The aged care workforce is still a big problem for the government

National Seniors was also hopeful the budget would include measures to address the dire state of the care sector workforce.

There are 74,300 job vacancies in the critical Health Care and Social Assistance sector, which includes aged care, disability care, childcare and health.

Skills and Training Minister, Brendan O’Connor, released a report from the National Skills Commission in the weeks leading up to the budget, highlighting the investigation into the care sector workforce.

It found a shortfall of 100,000 workers in the care sector by 2027. This figure predated the Omicron outbreak.

Many seniors and those with older relatives would read this report with worry and wonder how they will get the support and care they and their loved ones need when the workers are not available.
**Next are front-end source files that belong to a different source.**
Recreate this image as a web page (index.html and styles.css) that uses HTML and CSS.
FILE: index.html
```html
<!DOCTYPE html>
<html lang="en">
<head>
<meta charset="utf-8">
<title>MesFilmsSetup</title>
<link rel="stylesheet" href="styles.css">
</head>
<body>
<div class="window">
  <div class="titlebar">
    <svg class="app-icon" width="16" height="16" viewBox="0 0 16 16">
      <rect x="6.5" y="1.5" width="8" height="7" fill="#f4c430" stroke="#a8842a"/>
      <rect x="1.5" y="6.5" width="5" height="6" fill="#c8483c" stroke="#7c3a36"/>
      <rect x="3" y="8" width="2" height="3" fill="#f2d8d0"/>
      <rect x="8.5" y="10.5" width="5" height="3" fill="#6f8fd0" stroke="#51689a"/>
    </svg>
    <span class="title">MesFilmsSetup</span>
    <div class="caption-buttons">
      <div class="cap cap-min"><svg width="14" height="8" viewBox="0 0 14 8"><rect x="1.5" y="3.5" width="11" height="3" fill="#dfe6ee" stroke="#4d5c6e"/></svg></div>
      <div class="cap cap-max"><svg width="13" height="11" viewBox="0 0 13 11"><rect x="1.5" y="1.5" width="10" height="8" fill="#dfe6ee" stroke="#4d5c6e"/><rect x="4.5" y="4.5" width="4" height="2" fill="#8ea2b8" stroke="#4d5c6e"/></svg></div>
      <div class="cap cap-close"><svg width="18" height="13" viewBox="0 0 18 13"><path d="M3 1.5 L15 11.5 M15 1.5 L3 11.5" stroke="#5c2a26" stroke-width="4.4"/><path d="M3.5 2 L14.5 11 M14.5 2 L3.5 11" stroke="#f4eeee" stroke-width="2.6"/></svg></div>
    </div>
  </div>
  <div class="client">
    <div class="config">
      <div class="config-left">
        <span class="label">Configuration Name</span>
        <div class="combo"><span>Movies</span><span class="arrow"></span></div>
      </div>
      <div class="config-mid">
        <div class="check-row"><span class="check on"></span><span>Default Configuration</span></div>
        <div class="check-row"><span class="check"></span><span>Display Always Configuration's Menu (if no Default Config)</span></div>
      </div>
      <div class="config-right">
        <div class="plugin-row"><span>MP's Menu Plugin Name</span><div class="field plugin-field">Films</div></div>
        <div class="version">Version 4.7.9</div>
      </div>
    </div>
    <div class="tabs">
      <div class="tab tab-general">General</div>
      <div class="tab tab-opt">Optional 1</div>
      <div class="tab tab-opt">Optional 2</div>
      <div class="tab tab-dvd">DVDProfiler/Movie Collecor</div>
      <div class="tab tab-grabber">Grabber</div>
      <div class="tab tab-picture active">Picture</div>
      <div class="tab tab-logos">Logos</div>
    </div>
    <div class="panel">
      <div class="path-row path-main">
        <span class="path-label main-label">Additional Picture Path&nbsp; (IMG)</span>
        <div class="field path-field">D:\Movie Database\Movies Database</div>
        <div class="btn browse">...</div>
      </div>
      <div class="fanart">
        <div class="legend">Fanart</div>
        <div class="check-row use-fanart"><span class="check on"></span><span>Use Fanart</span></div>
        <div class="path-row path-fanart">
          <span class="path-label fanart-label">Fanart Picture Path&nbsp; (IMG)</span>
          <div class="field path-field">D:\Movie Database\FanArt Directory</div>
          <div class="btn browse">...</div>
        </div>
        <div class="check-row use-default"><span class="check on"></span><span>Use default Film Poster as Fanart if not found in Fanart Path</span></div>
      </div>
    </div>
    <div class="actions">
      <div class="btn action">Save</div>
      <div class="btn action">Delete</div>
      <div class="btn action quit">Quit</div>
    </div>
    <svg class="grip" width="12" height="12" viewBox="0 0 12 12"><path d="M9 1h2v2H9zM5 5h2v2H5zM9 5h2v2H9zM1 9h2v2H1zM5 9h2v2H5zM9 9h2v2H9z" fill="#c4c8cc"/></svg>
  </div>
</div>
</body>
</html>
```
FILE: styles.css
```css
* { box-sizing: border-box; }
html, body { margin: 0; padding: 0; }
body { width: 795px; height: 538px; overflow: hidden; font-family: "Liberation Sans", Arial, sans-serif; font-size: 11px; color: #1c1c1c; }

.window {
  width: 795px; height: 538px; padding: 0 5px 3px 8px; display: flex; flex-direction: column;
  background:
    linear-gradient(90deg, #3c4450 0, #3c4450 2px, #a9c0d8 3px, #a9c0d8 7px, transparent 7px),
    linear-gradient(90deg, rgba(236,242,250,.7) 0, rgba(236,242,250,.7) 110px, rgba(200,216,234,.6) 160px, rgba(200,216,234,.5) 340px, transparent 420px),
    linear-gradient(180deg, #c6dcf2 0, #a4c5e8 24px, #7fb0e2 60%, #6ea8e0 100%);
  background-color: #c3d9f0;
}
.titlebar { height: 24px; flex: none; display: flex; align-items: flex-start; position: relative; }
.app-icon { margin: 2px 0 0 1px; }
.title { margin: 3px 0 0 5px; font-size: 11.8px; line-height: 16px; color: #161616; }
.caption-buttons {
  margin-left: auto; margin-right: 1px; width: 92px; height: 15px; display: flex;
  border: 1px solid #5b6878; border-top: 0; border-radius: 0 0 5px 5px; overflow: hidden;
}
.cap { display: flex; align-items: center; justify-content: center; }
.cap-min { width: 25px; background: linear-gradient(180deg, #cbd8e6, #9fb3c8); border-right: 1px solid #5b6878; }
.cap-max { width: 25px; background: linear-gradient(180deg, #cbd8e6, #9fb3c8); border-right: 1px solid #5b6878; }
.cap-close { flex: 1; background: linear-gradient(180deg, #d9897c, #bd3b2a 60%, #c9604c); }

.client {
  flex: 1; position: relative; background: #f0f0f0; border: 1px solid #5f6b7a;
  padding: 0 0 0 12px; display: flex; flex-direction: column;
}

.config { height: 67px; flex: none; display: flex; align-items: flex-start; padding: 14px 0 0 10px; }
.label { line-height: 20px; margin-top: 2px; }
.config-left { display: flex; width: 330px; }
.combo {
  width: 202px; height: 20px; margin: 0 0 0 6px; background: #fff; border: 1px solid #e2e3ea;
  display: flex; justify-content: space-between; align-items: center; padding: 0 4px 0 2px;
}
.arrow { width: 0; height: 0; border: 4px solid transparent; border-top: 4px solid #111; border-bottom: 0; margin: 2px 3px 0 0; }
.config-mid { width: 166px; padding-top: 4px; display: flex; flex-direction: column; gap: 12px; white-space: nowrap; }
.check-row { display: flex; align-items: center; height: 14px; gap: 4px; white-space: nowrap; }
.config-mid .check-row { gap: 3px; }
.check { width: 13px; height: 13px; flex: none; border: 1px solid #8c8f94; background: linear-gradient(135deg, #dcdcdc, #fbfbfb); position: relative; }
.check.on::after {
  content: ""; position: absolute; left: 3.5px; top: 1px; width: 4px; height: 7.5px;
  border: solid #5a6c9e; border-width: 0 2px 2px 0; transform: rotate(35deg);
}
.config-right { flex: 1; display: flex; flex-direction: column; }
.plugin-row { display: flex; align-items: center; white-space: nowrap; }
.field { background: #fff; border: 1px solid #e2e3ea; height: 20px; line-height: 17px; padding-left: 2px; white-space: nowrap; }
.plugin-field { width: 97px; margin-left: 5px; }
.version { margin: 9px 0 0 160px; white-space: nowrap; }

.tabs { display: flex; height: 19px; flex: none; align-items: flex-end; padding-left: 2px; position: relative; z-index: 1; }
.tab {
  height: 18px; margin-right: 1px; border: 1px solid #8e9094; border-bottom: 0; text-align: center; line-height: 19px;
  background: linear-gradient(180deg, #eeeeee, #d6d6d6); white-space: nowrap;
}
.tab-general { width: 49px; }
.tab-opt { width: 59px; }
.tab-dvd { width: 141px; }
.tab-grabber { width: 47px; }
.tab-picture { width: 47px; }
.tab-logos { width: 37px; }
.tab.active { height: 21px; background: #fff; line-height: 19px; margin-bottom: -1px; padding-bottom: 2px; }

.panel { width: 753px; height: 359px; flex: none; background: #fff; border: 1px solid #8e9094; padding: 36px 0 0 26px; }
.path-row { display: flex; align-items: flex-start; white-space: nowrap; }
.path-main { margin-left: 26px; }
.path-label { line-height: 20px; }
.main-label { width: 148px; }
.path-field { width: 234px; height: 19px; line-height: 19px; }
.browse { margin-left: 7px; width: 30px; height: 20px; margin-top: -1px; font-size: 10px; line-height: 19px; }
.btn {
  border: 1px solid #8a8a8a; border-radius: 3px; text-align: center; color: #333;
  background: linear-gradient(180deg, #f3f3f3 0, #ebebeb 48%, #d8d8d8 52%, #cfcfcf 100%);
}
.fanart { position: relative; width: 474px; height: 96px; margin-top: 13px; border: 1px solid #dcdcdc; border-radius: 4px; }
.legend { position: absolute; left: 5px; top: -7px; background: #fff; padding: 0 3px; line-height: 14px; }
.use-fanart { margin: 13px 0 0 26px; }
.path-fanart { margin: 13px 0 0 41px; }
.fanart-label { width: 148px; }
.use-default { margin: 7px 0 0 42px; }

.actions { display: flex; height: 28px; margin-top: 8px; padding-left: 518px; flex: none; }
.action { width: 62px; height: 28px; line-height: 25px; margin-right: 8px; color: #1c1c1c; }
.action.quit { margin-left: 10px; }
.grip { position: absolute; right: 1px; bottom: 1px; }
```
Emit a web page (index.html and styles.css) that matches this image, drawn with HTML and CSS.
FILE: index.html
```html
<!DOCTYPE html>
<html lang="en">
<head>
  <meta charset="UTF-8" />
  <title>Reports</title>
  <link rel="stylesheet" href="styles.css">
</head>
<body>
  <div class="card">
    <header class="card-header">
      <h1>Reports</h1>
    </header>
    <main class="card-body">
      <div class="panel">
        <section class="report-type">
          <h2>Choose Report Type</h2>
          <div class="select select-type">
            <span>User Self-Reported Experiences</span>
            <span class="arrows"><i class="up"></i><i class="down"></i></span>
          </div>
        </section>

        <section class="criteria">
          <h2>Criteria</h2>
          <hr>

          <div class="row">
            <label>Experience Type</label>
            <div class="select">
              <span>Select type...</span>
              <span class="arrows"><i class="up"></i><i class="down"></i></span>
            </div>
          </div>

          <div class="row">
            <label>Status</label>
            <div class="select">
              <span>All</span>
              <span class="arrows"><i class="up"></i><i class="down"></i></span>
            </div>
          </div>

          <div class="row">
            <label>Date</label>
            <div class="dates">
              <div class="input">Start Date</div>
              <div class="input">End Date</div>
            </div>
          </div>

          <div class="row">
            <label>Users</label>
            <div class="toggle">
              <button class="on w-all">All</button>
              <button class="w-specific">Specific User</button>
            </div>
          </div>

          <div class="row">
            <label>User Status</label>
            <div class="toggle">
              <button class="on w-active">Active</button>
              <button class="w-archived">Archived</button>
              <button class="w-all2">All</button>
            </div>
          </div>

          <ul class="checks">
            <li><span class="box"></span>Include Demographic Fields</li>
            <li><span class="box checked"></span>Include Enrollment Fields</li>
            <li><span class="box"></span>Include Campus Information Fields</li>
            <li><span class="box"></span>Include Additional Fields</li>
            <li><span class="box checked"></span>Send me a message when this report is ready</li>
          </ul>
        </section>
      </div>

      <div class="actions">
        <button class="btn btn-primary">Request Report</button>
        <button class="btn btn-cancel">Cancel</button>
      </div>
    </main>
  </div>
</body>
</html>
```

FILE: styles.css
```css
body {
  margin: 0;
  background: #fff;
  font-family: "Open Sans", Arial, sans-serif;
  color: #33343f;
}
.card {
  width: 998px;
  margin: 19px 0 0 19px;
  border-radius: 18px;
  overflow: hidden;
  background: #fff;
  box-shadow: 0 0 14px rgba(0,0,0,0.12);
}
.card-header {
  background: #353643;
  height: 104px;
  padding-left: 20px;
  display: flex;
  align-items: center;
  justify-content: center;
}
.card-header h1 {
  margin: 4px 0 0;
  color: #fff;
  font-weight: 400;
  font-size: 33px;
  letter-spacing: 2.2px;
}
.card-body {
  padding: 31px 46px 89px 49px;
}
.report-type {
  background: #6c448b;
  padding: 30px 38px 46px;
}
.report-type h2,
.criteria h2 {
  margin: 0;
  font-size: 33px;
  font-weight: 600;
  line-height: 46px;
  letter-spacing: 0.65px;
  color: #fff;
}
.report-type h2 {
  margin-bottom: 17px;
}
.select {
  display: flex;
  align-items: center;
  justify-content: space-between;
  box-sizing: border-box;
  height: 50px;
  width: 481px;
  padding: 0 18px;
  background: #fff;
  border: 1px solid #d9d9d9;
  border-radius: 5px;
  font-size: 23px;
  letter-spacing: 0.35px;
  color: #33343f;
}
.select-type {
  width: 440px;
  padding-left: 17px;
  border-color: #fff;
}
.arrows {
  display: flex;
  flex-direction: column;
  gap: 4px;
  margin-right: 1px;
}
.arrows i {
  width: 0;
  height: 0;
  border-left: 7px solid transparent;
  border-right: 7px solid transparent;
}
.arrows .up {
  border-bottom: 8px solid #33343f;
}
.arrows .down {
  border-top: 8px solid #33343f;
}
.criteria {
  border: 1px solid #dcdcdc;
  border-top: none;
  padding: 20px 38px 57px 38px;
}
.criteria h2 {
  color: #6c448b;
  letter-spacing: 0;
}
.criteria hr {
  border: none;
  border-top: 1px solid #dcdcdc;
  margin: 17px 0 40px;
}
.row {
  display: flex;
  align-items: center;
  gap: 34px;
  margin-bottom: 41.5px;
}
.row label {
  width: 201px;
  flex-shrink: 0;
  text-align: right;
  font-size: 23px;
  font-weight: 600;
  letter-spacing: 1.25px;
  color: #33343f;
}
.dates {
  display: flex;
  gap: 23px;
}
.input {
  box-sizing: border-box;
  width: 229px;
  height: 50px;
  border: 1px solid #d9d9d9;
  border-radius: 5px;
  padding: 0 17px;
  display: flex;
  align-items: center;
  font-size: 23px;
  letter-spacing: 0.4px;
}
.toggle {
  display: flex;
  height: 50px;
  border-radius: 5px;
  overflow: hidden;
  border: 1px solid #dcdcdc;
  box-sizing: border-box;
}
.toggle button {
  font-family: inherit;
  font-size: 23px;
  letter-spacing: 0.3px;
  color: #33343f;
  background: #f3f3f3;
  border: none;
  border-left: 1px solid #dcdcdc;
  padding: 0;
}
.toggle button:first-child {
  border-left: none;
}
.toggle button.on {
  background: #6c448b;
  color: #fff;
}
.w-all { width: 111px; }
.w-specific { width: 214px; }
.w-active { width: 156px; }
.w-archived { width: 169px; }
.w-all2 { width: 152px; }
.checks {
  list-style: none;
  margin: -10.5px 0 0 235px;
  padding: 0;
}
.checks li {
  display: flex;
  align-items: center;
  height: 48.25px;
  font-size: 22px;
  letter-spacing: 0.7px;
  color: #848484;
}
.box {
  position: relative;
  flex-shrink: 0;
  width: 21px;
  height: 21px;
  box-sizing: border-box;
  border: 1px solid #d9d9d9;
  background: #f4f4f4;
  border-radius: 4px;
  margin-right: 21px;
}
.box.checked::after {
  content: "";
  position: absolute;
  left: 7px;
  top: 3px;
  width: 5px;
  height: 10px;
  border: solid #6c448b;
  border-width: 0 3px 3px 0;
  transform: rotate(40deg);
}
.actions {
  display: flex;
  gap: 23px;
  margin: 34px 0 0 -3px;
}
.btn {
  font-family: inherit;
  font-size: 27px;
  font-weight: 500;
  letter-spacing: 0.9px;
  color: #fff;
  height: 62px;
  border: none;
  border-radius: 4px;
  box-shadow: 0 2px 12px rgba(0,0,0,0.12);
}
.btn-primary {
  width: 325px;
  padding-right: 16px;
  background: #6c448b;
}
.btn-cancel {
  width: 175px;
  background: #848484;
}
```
We believe the workforce crisis in the care sector could be eased by allowing pensioners to work, and work more, without being financially penalised. We want to work with the government to deliver a stronger incentive to retain pensioners in the care workforce.

A two-year trial of a targeted exemption should be delivered in the May 2023 Budget if we have any hope of arresting the growing workforce shortages.

Better still, if only 8.3 per cent of pensioners rejoined the workforce and worked more under an opt-in exemption of employment income, the cost to the government would be neutral and beyond that revenue positive.

Letting pensioners work in the care sector without being penalised is a win for the government, the economy and pensioners.